Disclaimer - Monty and Jimmy will both use the word shit under their breath. I have no doubt they drop the f bomb all the time, they do not do it in my prescence, they know better. Yes I'm a fucking hypocrite. I digress....
Me: Sure Jimmy, curse you're face off.
Jimmy: Ok, so the big bad wolf and the three little pigs meet up one fine afternoon and the big bad wolf says to the three little pigs - "Look out little piggies, I'm going to huff and puff and blow your house down". To which the three little pigs reply: "Yeah well fuck that, we're going to sneeze on you"
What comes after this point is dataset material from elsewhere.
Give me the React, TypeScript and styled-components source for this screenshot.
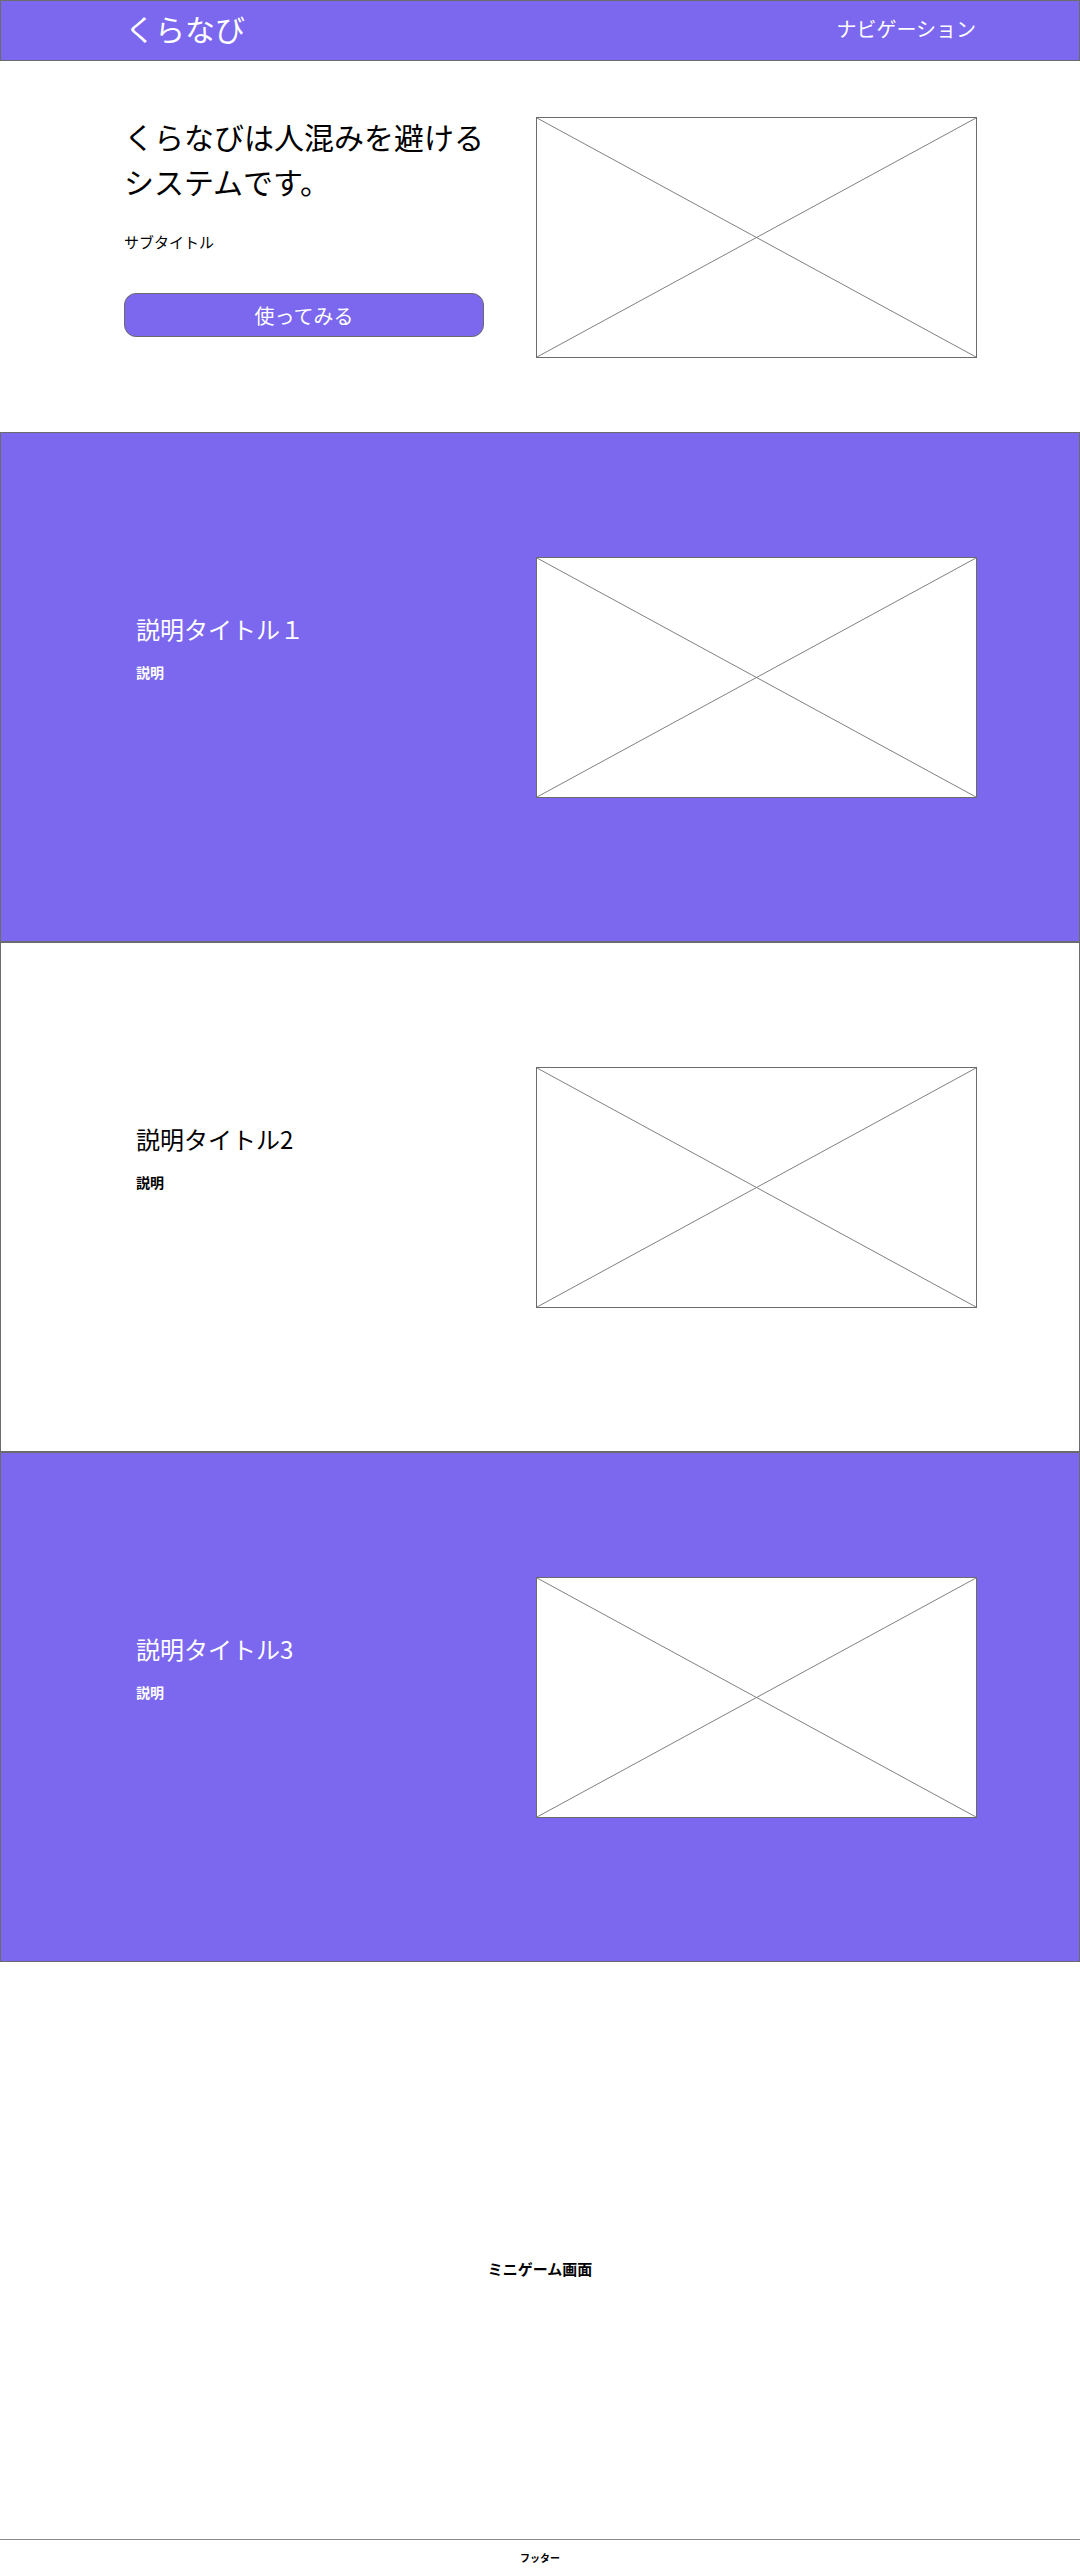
import styled, { createGlobalStyle } from 'styled-components';

const PURPLE = '#7b68ee';
const LINE = '#6b6b6b';

const GlobalStyle = createGlobalStyle`
  body {
    margin: 0;
    font-family: "Noto Sans CJK JP", "Noto Sans", sans-serif;
    color: #000;
  }
  * {
    box-sizing: border-box;
  }
`;

const Header = styled.header`
  height: 61px;
  display: flex;
  justify-content: space-between;
  align-items: center;
  padding: 0 103px 0 124px;
  background-color: ${PURPLE};
  border: 1px solid ${LINE};
  color: #fff;
`;

const Logo = styled.div`
  margin-top: -5px;
  font-size: 30px;
  line-height: 1;
`;

const Nav = styled.nav`
  margin-top: -3px;
  font-size: 20px;
  line-height: 1;
`;

const Hero = styled.section`
  display: flex;
  justify-content: space-between;
  align-items: flex-start;
  padding: 56px 103px 74px 124px;
`;

const HeroText = styled.div`
  width: 360px;
  margin-top: -3px;
  display: flex;
  flex-direction: column;
`;

const Headline = styled.h1`
  margin: 0;
  font-size: 30px;
  font-weight: 400;
  line-height: 45px;
`;

const Subtitle = styled.p`
  margin: 27px 0 0;
  font-size: 15px;
  line-height: 22px;
`;

const TryButton = styled.button`
  margin-top: 40px;
  width: 360px;
  height: 44px;
  border: 1px solid ${LINE};
  border-radius: 12px;
  background-color: ${PURPLE};
  color: #fff;
  font-family: inherit;
  font-size: 20px;
  cursor: pointer;
`;

const Frame = styled.div`
  width: 441px;
  height: 241px;
  flex-shrink: 0;
  background-color: #fff;
  border: 1px solid ${LINE};
  svg {
    display: block;
    width: 100%;
    height: 100%;
  }
`;

const Feature = styled.section<{ $filled: boolean }>`
  height: 510px;
  display: flex;
  justify-content: space-between;
  align-items: flex-start;
  padding: 124px 102px 0 135px;
  border: 1px solid ${LINE};
  background-color: ${(p) => (p.$filled ? PURPLE : '#fff')};
  color: ${(p) => (p.$filled ? '#fff' : '#000')};
`;

const FeatureText = styled.div`
  margin-top: 54px;
  display: flex;
  flex-direction: column;
  gap: 15px;
`;

const FeatureTitle = styled.h2`
  margin: 0;
  font-size: 24px;
  font-weight: 400;
  line-height: 36px;
`;

const FeatureBody = styled.p`
  margin: 0;
  font-size: 14px;
  font-weight: 700;
  line-height: 21px;
`;

const GameArea = styled.section`
  height: 577px;
  display: flex;
  justify-content: center;
  align-items: center;
  padding-top: 36px;
  font-size: 15px;
  font-weight: 700;
`;

const Footer = styled.footer`
  height: 33px;
  padding-top: 10px;
  border-top: 1px solid #8a8a8a;
  text-align: center;
  font-size: 10px;
  font-weight: 700;
  line-height: 15px;
`;

function Placeholder() {
  return (
    <Frame>
      <svg viewBox="0 0 100 100" preserveAspectRatio="none">
        <line x1="0" y1="0" x2="100" y2="100" stroke="#808080" strokeWidth="1" vectorEffect="non-scaling-stroke" />
        <line x1="100" y1="0" x2="0" y2="100" stroke="#808080" strokeWidth="1" vectorEffect="non-scaling-stroke" />
      </svg>
    </Frame>
  );
}

const features = [
  { title: '説明タイトル１', body: '説明', filled: true },
  { title: '説明タイトル2', body: '説明', filled: false },
  { title: '説明タイトル3', body: '説明', filled: true },
];

export default function App() {
  return (
    <>
      <GlobalStyle />
      <Header>
        <Logo>くらなび</Logo>
        <Nav>ナビゲーション</Nav>
      </Header>
      <Hero>
        <HeroText>
          <Headline>くらなびは人混みを避けるシステムです。</Headline>
          <Subtitle>サブタイトル</Subtitle>
          <TryButton>使ってみる</TryButton>
        </HeroText>
        <Placeholder />
      </Hero>
      {features.map((f) => (
        <Feature key={f.title} $filled={f.filled}>
          <FeatureText>
            <FeatureTitle>{f.title}</FeatureTitle>
            <FeatureBody>{f.body}</FeatureBody>
          </FeatureText>
          <Placeholder />
        </Feature>
      ))}
      <GameArea>ミニゲーム画面</GameArea>
      <Footer>フッター</Footer>
    </>
  );
}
I almost went off the road I laughed so hard. Obviously, the ole swine flu is garnering a bit of attention at the high school these days.
5:58pm Arrive home
At 8:00 I sit my fat ass down. Nora is sitting in my place on the couch and I ask her nicely to move. She does so while laughing "You're going to be sitting in the wet spot Mom" No you bunch of sick perverts, not that wet spot, the wet spot caused by her freshly washed hair resting on the back of the couch.
It takes me a day or two to get back into the swing of things when the kids return. Is it any wonder I use the handle Dual Mom? Happy Monday everyone.